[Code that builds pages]
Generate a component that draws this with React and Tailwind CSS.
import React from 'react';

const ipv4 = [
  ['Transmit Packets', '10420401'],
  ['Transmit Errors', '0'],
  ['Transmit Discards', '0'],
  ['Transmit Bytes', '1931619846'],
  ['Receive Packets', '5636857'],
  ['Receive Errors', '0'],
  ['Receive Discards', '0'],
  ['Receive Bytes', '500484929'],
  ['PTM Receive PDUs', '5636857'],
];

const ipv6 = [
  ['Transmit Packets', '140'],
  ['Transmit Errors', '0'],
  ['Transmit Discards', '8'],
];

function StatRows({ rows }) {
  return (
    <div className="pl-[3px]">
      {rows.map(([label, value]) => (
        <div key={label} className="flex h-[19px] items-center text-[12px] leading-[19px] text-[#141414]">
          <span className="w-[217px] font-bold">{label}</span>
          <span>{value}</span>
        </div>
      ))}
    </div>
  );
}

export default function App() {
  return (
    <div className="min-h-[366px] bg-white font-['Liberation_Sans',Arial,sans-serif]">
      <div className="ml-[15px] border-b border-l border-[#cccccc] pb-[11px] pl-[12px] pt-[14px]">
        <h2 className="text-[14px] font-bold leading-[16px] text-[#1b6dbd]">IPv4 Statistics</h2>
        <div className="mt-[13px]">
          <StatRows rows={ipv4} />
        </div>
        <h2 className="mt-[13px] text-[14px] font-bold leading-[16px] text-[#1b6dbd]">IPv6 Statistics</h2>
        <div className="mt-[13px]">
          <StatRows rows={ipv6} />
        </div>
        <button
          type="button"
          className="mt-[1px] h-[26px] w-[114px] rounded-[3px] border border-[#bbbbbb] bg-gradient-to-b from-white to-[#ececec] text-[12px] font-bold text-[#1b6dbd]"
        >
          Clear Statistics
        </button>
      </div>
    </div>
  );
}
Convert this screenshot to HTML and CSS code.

==

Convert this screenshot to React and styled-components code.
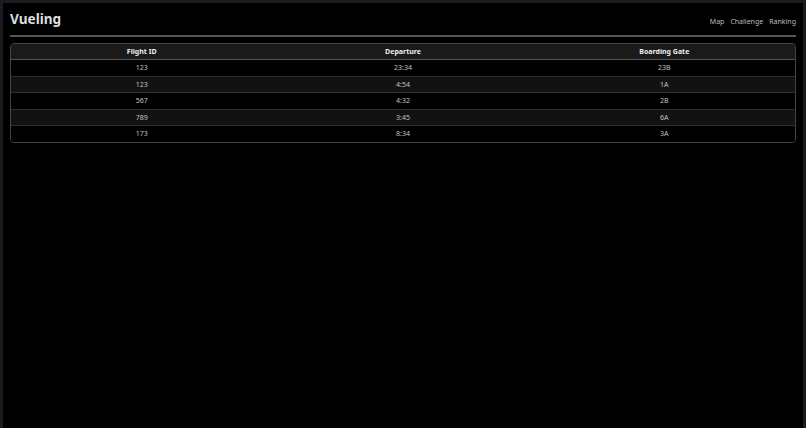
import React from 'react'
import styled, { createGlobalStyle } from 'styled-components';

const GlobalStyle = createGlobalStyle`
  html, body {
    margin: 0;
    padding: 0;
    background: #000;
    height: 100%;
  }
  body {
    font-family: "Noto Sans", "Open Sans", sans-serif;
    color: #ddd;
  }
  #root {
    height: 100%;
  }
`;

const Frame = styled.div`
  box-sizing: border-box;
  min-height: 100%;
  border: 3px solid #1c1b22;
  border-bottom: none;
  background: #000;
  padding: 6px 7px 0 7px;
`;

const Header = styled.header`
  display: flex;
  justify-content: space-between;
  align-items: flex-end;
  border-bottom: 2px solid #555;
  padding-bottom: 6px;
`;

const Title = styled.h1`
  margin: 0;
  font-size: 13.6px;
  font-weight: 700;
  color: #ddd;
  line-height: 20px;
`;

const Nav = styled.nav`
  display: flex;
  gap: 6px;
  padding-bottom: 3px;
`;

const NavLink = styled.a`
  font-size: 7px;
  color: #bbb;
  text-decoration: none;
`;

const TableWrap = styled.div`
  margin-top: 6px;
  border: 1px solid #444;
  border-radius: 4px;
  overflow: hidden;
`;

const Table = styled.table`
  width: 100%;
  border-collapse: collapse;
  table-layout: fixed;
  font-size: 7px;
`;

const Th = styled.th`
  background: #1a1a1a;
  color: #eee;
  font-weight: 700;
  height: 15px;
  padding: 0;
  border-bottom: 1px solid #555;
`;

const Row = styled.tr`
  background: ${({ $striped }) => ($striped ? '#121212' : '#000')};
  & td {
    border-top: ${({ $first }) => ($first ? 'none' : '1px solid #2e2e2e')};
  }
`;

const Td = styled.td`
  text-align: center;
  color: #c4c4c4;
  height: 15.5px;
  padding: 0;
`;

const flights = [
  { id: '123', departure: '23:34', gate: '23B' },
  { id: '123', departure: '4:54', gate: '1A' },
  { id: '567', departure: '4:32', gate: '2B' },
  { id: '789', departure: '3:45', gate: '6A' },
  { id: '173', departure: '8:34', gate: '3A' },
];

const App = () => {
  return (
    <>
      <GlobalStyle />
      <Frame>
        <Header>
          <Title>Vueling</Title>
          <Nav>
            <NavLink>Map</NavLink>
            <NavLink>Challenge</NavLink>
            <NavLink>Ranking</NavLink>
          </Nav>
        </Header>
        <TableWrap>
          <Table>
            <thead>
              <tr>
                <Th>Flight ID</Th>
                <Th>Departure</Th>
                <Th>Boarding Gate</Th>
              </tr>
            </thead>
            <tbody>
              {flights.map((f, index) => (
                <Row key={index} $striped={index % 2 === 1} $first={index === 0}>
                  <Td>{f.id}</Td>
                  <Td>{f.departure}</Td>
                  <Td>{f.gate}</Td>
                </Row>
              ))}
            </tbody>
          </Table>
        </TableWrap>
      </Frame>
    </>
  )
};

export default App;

Goal: Between the line containing "Generate a component" and the line containing "Convert this screenshot to HTML and CSS code." lies the part to return. Return it exactly, counting both of those lines.

Answer to this exercise:
Generate a component that draws this with React and Tailwind CSS.
import React from 'react';

const ipv4 = [
  ['Transmit Packets', '10420401'],
  ['Transmit Errors', '0'],
  ['Transmit Discards', '0'],
  ['Transmit Bytes', '1931619846'],
  ['Receive Packets', '5636857'],
  ['Receive Errors', '0'],
  ['Receive Discards', '0'],
  ['Receive Bytes', '500484929'],
  ['PTM Receive PDUs', '5636857'],
];

const ipv6 = [
  ['Transmit Packets', '140'],
  ['Transmit Errors', '0'],
  ['Transmit Discards', '8'],
];

function StatRows({ rows }) {
  return (
    <div className="pl-[3px]">
      {rows.map(([label, value]) => (
        <div key={label} className="flex h-[19px] items-center text-[12px] leading-[19px] text-[#141414]">
          <span className="w-[217px] font-bold">{label}</span>
          <span>{value}</span>
        </div>
      ))}
    </div>
  );
}

export default function App() {
  return (
    <div className="min-h-[366px] bg-white font-['Liberation_Sans',Arial,sans-serif]">
      <div className="ml-[15px] border-b border-l border-[#cccccc] pb-[11px] pl-[12px] pt-[14px]">
        <h2 className="text-[14px] font-bold leading-[16px] text-[#1b6dbd]">IPv4 Statistics</h2>
        <div className="mt-[13px]">
          <StatRows rows={ipv4} />
        </div>
        <h2 className="mt-[13px] text-[14px] font-bold leading-[16px] text-[#1b6dbd]">IPv6 Statistics</h2>
        <div className="mt-[13px]">
          <StatRows rows={ipv6} />
        </div>
        <button
          type="button"
          className="mt-[1px] h-[26px] w-[114px] rounded-[3px] border border-[#bbbbbb] bg-gradient-to-b from-white to-[#ececec] text-[12px] font-bold text-[#1b6dbd]"
        >
          Clear Statistics
        </button>
      </div>
    </div>
  );
}
Convert this screenshot to HTML and CSS code.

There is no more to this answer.